> _TASK GOAL_
What is needed is an exact copy of the lines from the one containing "Convert this screenshot" to the one containing "right-0 top-0 h-[40px]", both lines included, and no other lines.

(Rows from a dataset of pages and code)
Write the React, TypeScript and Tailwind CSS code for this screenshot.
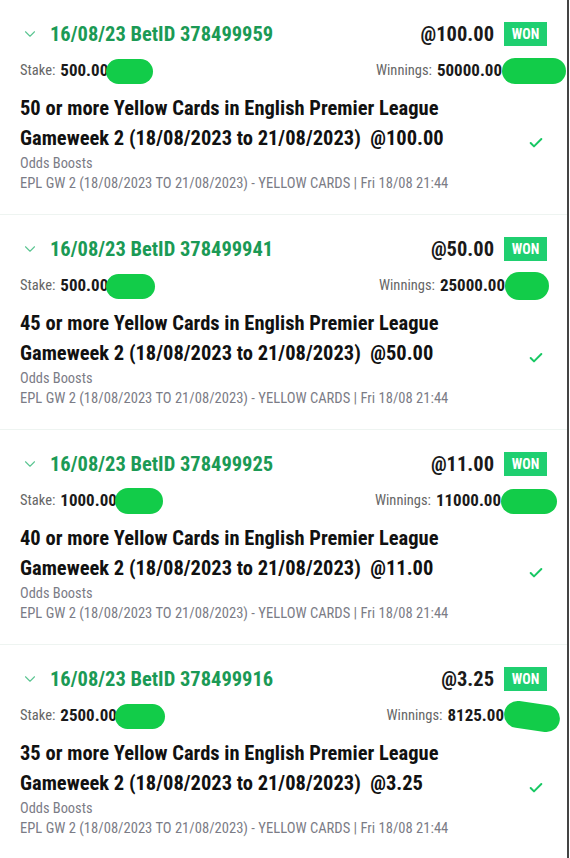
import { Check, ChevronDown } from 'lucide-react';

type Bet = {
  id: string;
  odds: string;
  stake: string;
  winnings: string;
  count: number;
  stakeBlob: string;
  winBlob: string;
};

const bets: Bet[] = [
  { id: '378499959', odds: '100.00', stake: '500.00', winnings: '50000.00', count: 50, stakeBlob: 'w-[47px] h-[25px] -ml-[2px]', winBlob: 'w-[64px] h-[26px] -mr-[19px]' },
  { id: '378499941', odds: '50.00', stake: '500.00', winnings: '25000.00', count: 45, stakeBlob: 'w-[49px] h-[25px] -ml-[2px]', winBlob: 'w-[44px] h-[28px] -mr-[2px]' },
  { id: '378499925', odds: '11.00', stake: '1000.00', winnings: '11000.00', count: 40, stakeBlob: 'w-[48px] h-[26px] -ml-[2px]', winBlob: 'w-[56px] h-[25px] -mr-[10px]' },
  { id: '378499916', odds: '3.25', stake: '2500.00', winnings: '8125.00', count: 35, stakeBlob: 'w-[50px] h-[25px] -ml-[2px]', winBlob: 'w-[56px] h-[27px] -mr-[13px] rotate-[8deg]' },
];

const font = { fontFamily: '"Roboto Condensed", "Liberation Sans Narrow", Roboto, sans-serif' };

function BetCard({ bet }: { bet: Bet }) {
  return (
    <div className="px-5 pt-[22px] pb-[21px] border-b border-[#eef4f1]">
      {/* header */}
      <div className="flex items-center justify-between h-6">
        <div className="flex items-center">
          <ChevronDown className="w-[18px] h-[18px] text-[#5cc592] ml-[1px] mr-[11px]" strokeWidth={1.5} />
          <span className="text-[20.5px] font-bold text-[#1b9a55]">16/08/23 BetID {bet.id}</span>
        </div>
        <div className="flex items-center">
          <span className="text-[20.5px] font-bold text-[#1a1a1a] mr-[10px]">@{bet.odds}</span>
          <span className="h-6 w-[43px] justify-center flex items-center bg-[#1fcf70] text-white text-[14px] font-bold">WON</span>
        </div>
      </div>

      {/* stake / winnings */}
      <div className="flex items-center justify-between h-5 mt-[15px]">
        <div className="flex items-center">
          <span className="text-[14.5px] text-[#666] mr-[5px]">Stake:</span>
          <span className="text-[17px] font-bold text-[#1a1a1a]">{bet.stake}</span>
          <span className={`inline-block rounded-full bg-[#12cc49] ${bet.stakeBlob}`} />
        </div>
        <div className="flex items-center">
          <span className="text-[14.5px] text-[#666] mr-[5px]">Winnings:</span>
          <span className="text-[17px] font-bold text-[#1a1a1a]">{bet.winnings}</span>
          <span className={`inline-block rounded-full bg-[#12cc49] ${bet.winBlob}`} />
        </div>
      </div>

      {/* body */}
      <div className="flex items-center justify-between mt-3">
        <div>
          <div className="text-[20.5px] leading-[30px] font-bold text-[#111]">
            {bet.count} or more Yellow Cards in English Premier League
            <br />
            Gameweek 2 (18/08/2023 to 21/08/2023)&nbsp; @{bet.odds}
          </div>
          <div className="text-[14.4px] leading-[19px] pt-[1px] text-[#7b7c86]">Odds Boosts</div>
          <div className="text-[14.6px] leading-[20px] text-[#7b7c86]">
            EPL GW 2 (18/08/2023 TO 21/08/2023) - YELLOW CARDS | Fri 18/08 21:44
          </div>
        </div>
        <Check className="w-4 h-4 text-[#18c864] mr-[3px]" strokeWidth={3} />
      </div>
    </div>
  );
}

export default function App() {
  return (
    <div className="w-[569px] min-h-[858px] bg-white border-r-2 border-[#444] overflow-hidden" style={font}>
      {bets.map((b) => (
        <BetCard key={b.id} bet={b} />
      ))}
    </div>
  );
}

* * *

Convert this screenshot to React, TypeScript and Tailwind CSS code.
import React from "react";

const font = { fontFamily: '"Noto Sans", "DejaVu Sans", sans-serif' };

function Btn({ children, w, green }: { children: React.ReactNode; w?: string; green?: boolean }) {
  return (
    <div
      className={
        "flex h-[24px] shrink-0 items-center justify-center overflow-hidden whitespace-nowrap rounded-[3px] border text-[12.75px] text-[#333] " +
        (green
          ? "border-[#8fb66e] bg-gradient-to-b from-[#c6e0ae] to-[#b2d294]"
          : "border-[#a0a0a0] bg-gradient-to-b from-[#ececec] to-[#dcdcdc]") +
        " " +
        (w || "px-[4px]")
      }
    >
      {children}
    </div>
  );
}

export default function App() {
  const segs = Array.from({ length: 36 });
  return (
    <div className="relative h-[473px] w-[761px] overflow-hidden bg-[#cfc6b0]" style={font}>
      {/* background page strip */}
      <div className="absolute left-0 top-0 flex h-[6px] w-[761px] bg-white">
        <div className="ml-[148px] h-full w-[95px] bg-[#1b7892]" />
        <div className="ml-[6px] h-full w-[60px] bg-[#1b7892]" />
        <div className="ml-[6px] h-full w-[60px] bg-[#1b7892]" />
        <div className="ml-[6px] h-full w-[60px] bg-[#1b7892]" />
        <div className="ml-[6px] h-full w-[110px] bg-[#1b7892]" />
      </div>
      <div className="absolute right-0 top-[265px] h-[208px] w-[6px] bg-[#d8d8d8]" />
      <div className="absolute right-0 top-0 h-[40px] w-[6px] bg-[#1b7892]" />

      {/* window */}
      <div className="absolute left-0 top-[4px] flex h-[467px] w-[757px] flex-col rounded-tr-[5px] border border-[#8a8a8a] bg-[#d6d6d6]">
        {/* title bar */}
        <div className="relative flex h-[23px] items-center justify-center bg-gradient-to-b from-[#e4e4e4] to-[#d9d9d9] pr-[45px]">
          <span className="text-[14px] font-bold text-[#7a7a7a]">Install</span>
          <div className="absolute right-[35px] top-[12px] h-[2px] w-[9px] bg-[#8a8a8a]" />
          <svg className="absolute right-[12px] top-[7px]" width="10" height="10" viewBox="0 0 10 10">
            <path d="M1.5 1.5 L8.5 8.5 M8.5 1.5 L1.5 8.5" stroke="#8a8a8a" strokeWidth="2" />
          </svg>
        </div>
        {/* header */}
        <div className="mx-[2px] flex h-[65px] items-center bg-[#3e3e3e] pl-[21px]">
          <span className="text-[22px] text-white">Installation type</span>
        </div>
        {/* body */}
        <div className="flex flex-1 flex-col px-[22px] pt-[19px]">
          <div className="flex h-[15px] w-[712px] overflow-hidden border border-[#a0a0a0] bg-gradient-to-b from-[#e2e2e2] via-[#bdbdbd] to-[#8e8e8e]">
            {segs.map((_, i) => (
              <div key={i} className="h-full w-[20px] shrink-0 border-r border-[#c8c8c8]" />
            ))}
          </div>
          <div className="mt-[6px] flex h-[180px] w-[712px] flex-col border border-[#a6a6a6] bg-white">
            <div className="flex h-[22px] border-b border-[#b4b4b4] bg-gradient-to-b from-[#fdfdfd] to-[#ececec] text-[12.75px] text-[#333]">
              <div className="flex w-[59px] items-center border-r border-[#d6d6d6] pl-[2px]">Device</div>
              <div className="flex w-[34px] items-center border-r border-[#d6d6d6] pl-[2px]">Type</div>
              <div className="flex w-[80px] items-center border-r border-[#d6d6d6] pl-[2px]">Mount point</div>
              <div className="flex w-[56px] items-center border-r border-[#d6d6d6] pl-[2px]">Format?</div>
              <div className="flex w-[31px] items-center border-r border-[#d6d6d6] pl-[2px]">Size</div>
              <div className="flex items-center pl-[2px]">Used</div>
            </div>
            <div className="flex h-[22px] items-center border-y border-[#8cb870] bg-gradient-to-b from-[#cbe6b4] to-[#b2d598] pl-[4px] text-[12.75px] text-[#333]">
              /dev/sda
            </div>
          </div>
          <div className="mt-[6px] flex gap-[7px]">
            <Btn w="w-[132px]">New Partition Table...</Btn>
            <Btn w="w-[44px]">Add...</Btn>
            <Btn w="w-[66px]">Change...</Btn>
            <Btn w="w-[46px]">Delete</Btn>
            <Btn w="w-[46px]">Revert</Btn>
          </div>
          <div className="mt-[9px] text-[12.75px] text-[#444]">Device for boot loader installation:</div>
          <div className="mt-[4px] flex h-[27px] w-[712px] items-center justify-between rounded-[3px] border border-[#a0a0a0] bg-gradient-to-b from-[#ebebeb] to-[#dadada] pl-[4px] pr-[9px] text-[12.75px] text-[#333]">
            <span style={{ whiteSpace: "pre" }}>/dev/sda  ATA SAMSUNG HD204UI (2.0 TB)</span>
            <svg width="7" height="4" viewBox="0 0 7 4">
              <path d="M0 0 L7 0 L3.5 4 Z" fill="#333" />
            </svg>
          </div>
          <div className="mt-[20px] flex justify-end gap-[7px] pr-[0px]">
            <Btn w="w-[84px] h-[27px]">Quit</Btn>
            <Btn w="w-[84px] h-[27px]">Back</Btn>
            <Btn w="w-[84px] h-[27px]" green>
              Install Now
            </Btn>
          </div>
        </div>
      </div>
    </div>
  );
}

> _PROBLEM SOLUTION_
Convert this screenshot to React, TypeScript and Tailwind CSS code.
import React from "react";

const font = { fontFamily: '"Noto Sans", "DejaVu Sans", sans-serif' };

function Btn({ children, w, green }: { children: React.ReactNode; w?: string; green?: boolean }) {
  return (
    <div
      className={
        "flex h-[24px] shrink-0 items-center justify-center overflow-hidden whitespace-nowrap rounded-[3px] border text-[12.75px] text-[#333] " +
        (green
          ? "border-[#8fb66e] bg-gradient-to-b from-[#c6e0ae] to-[#b2d294]"
          : "border-[#a0a0a0] bg-gradient-to-b from-[#ececec] to-[#dcdcdc]") +
        " " +
        (w || "px-[4px]")
      }
    >
      {children}
    </div>
  );
}

export default function App() {
  const segs = Array.from({ length: 36 });
  return (
    <div className="relative h-[473px] w-[761px] overflow-hidden bg-[#cfc6b0]" style={font}>
      {/* background page strip */}
      <div className="absolute left-0 top-0 flex h-[6px] w-[761px] bg-white">
        <div className="ml-[148px] h-full w-[95px] bg-[#1b7892]" />
        <div className="ml-[6px] h-full w-[60px] bg-[#1b7892]" />
        <div className="ml-[6px] h-full w-[60px] bg-[#1b7892]" />
        <div className="ml-[6px] h-full w-[60px] bg-[#1b7892]" />
        <div className="ml-[6px] h-full w-[110px] bg-[#1b7892]" />
      </div>
      <div className="absolute right-0 top-[265px] h-[208px] w-[6px] bg-[#d8d8d8]" />
      <div className="absolute right-0 top-0 h-[40px] w-[6px] bg-[#1b7892]" />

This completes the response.